We wake up with her. We spend our morning watching her doing what appears to be old-ways rituals. In reality, there are the only rituals every human in her situation can do. But she does it with grace and that is what makes her stand out.


She wasn’t born a nomad and she is not a gypsy (or is she? from this life? from past lives?), some challenges and choices led her to a very tight place to be in the wide open. At least for a while. However, she lives the nomad gypsies’ life, traveling from place to place wherever the job takes her.

She lives with the flow. Now with the troubled Vika’s flow, an American producer who came to Romania to make Indian low-budget movies. Their relationship is hard to understand even for me.
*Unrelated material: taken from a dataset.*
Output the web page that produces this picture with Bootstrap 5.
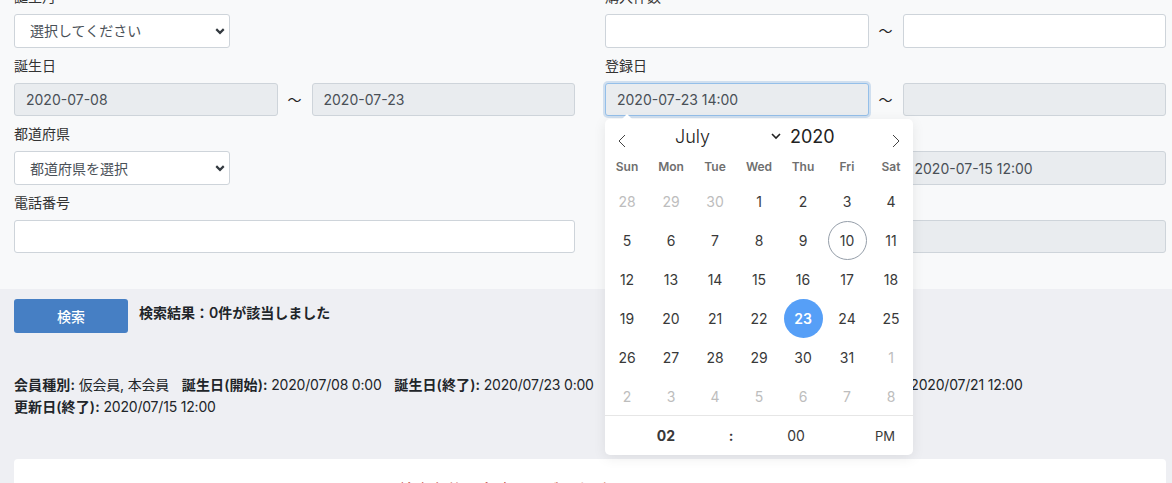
<!DOCTYPE html>
<html lang="ja">
<head>
    <meta charset="UTF-8">
    <title>会員検索</title>
    <link href="https://cdn.jsdelivr.net/npm/bootstrap@5.3.0/dist/css/bootstrap.min.css" rel="stylesheet">
    <style>
        html, body { height: 483px; overflow: hidden; }
        body {
            background: #eeeff3;
            color: #212529;
            font-family: Inter, "Noto Sans CJK JP", sans-serif;
            font-size: 14px;
        }
        .search-panel {
            background: #f8f9fa;
            margin-top: -29px;
            height: 318px;
            padding: 0 6px 0 14px;
        }
        .search-cols { display: grid; grid-template-columns: 561px 561px; column-gap: 30px; }
        .field-box { height: 68.67px; padding-top: 17px; }
        .field-box label { display: block; font-size: 14px; line-height: 17px; margin-bottom: 9px; color: #333; }
        .field-box .form-control, .field-box .form-select {
            height: 33.5px;
            min-height: 0;
            font-size: 14px;
            padding: 0 11px;
            border-color: #ced4da;
            color: #495057;
            border-radius: 3px;
        }
        .field-box .form-select {
            width: 216px;
            padding-left: 15px;
            background-image: url("data:image/svg+xml,%3csvg xmlns='http://www.w3.org/2000/svg' viewBox='0 0 16 16'%3e%3cpath fill='none' stroke='%23343a40' stroke-width='3.4' d='M2 5l6 6 6-6'/%3e%3c/svg%3e");
            background-position: right 4px center;
            background-size: 10px 10px;
        }
        .field-box .form-control:disabled, .field-box .form-control[readonly] { background: #e9ecef; }
        .field-box .form-control.is-open { border-color: #94bfe9; box-shadow: 0 0 0 2px rgba(70, 130, 200, .22); }
        .range-sep { width: 34px; flex: none; text-align: center; font-size: 14px; color: #222; }
        .search-bar { padding: 10px 14px 0; display: flex; gap: 11px; align-items: flex-start; }
        .search-btn {
            width: 114px; height: 34px; padding: 0;
            background: #467fc4; border: 0; border-radius: 3px;
            color: #fff; font-size: 14px; font-weight: 500;
        }
        .result-count { font-weight: 600; font-size: 14px; line-height: 18px; margin-top: 5px; }
        .cond-list { padding: 0 14px; margin-top: 41px; line-height: 22px; font-size: 14px; letter-spacing: -.2px; width: 1172px; }
        .cond-list span { margin-right: 9px; }
        .cond-list b { font-weight: 600; letter-spacing: .1px; }
        .empty-card {
            background: #fff; border-radius: 4px;
            margin: 41px 6px 0 14px; height: 120px;
            padding-top: 19px; text-align: center; color: #c0392b; font-size: 16px; line-height: 24px;
        }

        /* date picker */
        .cal-pop {
            position: absolute; left: 605px; top: 119px;
            width: 308px; height: 336px;
            background: #fff; border-radius: 5px;
            box-shadow: 0 3px 13px rgba(0, 0, 0, .08);
            font-size: 14px; color: #393939;
        }
        .cal-pop::before {
            content: ""; position: absolute; left: 17px; top: -5px;
            border: solid transparent; border-width: 0 5px 5px; border-bottom-color: #fff;
        }
        .cal-head { position: relative; height: 38px; }
        .cal-head svg { position: absolute; }
        .cal-month { position: absolute; left: 70px; top: 5px; font-size: 18px; font-weight: 300; line-height: 26px; color: #222; }
        .cal-year { position: absolute; left: 185px; top: 5px; font-size: 18px; font-weight: 400; line-height: 26px; color: #222; }
        .cal-grid { display: grid; grid-template-columns: repeat(7, 44px); grid-auto-rows: auto; }
        .cal-wd { height: 20px; line-height: 20px; text-align: center; font-size: 12px; font-weight: 600; color: #6f6f6f; margin-bottom: 5px; }
        .cal-day { height: 39px; width: 39px; margin: 0 auto; text-align: center; border-radius: 50%; border: 1px solid transparent; line-height: 37px; }
        .cal-day.dim { color: #bdbdbd; }
        .cal-day.now { border-color: #959ea9; }
        .cal-day.sel { background: #569ff7; color: #fff; font-weight: 600; }
        .cal-time {
            position: absolute; left: 0; right: 0; top: 296px; height: 40px;
            border-top: 1px solid #e6e6e6;
            display: grid; grid-template-columns: 122px 8px 122px 56px; align-items: center;
        }
        .cal-time div { text-align: center; line-height: 38px; }
        .cal-ampm { font-size: 13px; }
    </style>
</head>
<body>
    <form class="search-panel">
        <div class="search-cols">
            <div>
                <div class="field-box">
                    <label>誕生月</label>
                    <select class="form-select"><option>選択してください</option></select>
                </div>
                <div class="field-box">
                    <label>誕生日</label>
                    <div class="d-flex align-items-center">
                        <input class="form-control" readonly value="2020-07-08">
                        <div class="range-sep">〜</div>
                        <input class="form-control" readonly value="2020-07-23">
                    </div>
                </div>
                <div class="field-box">
                    <label>都道府県</label>
                    <select class="form-select"><option>都道府県を選択</option></select>
                </div>
                <div class="field-box">
                    <label>電話番号</label>
                    <input class="form-control">
                </div>
            </div>
            <div>
                <div class="field-box">
                    <label>購入件数</label>
                    <div class="d-flex align-items-center">
                        <input class="form-control">
                        <div class="range-sep">〜</div>
                        <input class="form-control">
                    </div>
                </div>
                <div class="field-box">
                    <label>登録日</label>
                    <div class="d-flex align-items-center">
                        <input class="form-control is-open" readonly value="2020-07-23 14:00">
                        <div class="range-sep">〜</div>
                        <input class="form-control" readonly>
                    </div>
                </div>
                <div class="field-box">
                    <label>更新日</label>
                    <div class="d-flex align-items-center">
                        <input class="form-control" readonly value="2020-07-21 12:00">
                        <div class="range-sep">〜</div>
                        <input class="form-control" readonly value="2020-07-15 12:00">
                    </div>
                </div>
                <div class="field-box">
                    <label>最終購入日</label>
                    <div class="d-flex align-items-center">
                        <input class="form-control" readonly>
                        <div class="range-sep">〜</div>
                        <input class="form-control" readonly>
                    </div>
                </div>
            </div>
        </div>
    </form>

    <div class="search-bar">
        <button type="button" class="search-btn">検索</button>
        <div class="result-count">検索結果：0件が該当しました</div>
    </div>

    <div class="cond-list">
        <span><b>会員種別:</b> 仮会員, 本会員</span>
        <span><b>誕生日(開始):</b> 2020/07/08 0:00</span>
        <span><b>誕生日(終了):</b> 2020/07/23 0:00</span>
        <span><b>登録日(開始):</b> 2020/07/21 12:00</span>
        <span><b>更新日(開始):</b> 2020/07/21 12:00</span>
        <br>
        <span><b>更新日(終了):</b> 2020/07/15 12:00</span>
    </div>

    <div class="empty-card">検索条件に合致するデータが見つかりませんでした。</div>

    <div class="cal-pop">
        <div class="cal-head">
            <svg style="left:12px;top:15px" width="10" height="14" viewBox="0 0 10 14" fill="none" stroke="#444" stroke-width="1"><path d="M8 1 2 7l6 6"/></svg>
            <span class="cal-month">July</span>
            <svg style="left:166px;top:14px" width="10" height="7" viewBox="0 0 10 7" fill="none" stroke="#222" stroke-width="1.6"><path d="M1 1l4 4 4-4"/></svg>
            <span class="cal-year">2020</span>
            <svg style="left:286px;top:15px" width="10" height="14" viewBox="0 0 10 14" fill="none" stroke="#444" stroke-width="1"><path d="M2 1l6 6-6 6"/></svg>
        </div>
        <div class="cal-grid" id="calGrid"></div>
        <div class="cal-time">
            <div class="fw-bold">02</div>
            <div class="fw-bold">:</div>
            <div>00</div>
            <div class="cal-ampm">PM</div>
        </div>
    </div>

    <script>
        // build the month grid
        const grid = document.getElementById('calGrid');
        let html = ['Sun', 'Mon', 'Tue', 'Wed', 'Thu', 'Fri', 'Sat'].map(d => `<div class="cal-wd">${d}</div>`).join('');
        const days = [28, 29, 30].map(d => [d, 'dim']);
        for (let d = 1; d <= 31; d++) days.push([d, d === 10 ? 'now' : d === 23 ? 'sel' : '']);
        for (let d = 1; d <= 8; d++) days.push([d, 'dim']);
        html += days.map(([d, c]) => `<div class="cal-day ${c}">${d}</div>`).join('');
        grid.innerHTML = html;
    </script>
    <script src="https://cdn.jsdelivr.net/npm/bootstrap@5.3.0/dist/js/bootstrap.bundle.min.js"></script>
</body>
</html>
Coming back to the transmedia spirit, a few days ago when I cropped a part of her morning scene from horizontal to vertical format for my TikTok, Youtube Shorts, and Instagram Reels, I added a gypsy old song over her washing moment in nature. A piece I named "Good morning". A song that I found on Youtube under the name Beás Himnusz ("Song for mercy" by Kalyi Jag, album "Lungoj o drom angla mande").

I changed nothing else.


But that song... that beautiful song entirely changes the perspective. It naturally expands the possibilities on how to develop her and her story further (or backward?). She feels from another movie, exactly as she is also in this one, graceful, strong, beautiful, and mystical. Just adding the gypsy song revealed her true free spirit, maybe her original self. I was always fascinated by the way how music changes everything.